As far as I know, the Justice Department hasn’t subpoenaed any of The Madera Tribune’s phone records, but one never knows. As you probably have heard, it did go after the phone records of some Associated Press journalists, and I want to tell you right now the people at the Justice Department may be in for a very dull time. Journalists’ phone conversations aren’t all that interesting. Listening to almonds grow would have equal interest.
The Justice Department apparently is trying to find out who leaked sensitive information to the AP. If Justice finds out who it is, the leaker no doubt will get a good bawling out, even though (the last time I looked) the 1st Amendment of the Constitution gives us freedom of speech.
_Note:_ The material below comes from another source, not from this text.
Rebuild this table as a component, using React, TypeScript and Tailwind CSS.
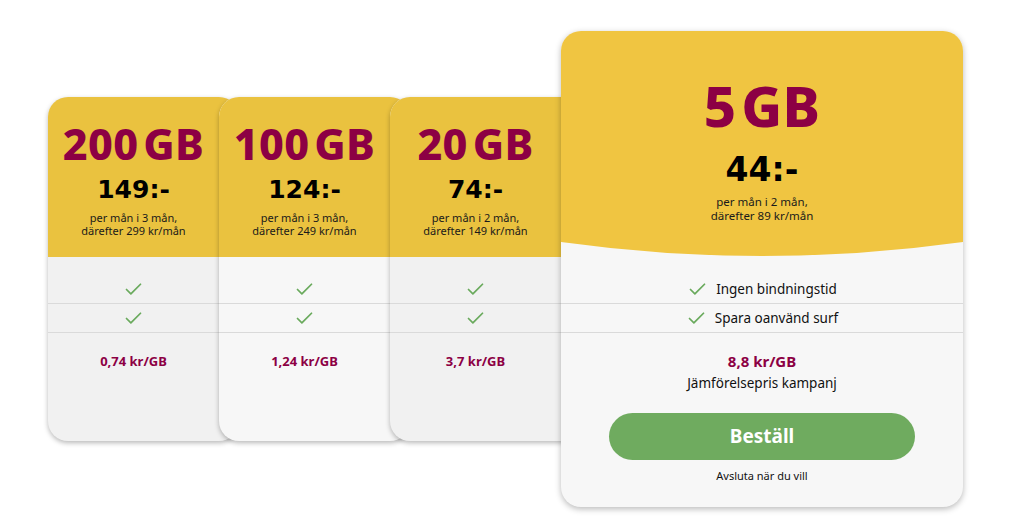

That is, unless one gives away his or her right to free speech when he goes to work for certain government agencies. Maybe the leaker will be hung up by his or her thumbs, and feathers will be used to tickle his or her armpits as punishment.
The people who govern us seem to believe secrecy is important, even on the local level. The Madera County Board of Supervisors, for example, has secret meetings, which are scheduled as part of its regular meeting agendas. The same is true of the Madera City Council and the Madera Unified School District Board of Trustees. The Ralph M. Brown Act allows this. Everything else that goes on in government meetings in California is supposed to be public. But meetings can be secret if the topics being discussed are real estate deals, legal matters or personnel issues. No trading of recipes or talking about how the Giants did.
People who participate in these meetings aren’t supposed to spill the beans about them to the press, but sometimes they do. I'm not sure what happens to those leakers. Maybe in the next secret meeting the other members take turns kicking them. Or, maybe they don't get any cookies.
One wonders, though, whether that secrecy can go on, especially in this day of tweets, texts and emails. Secrecy hardly exists anymore.
But getting back to The Madera Tribune’s telephone calls: If you listen to very many of them, you will nod off to sleep. That’s probably why the Justice Department is keeping its distance — it doesn’t want its employees to start taking naps on taxpayer time.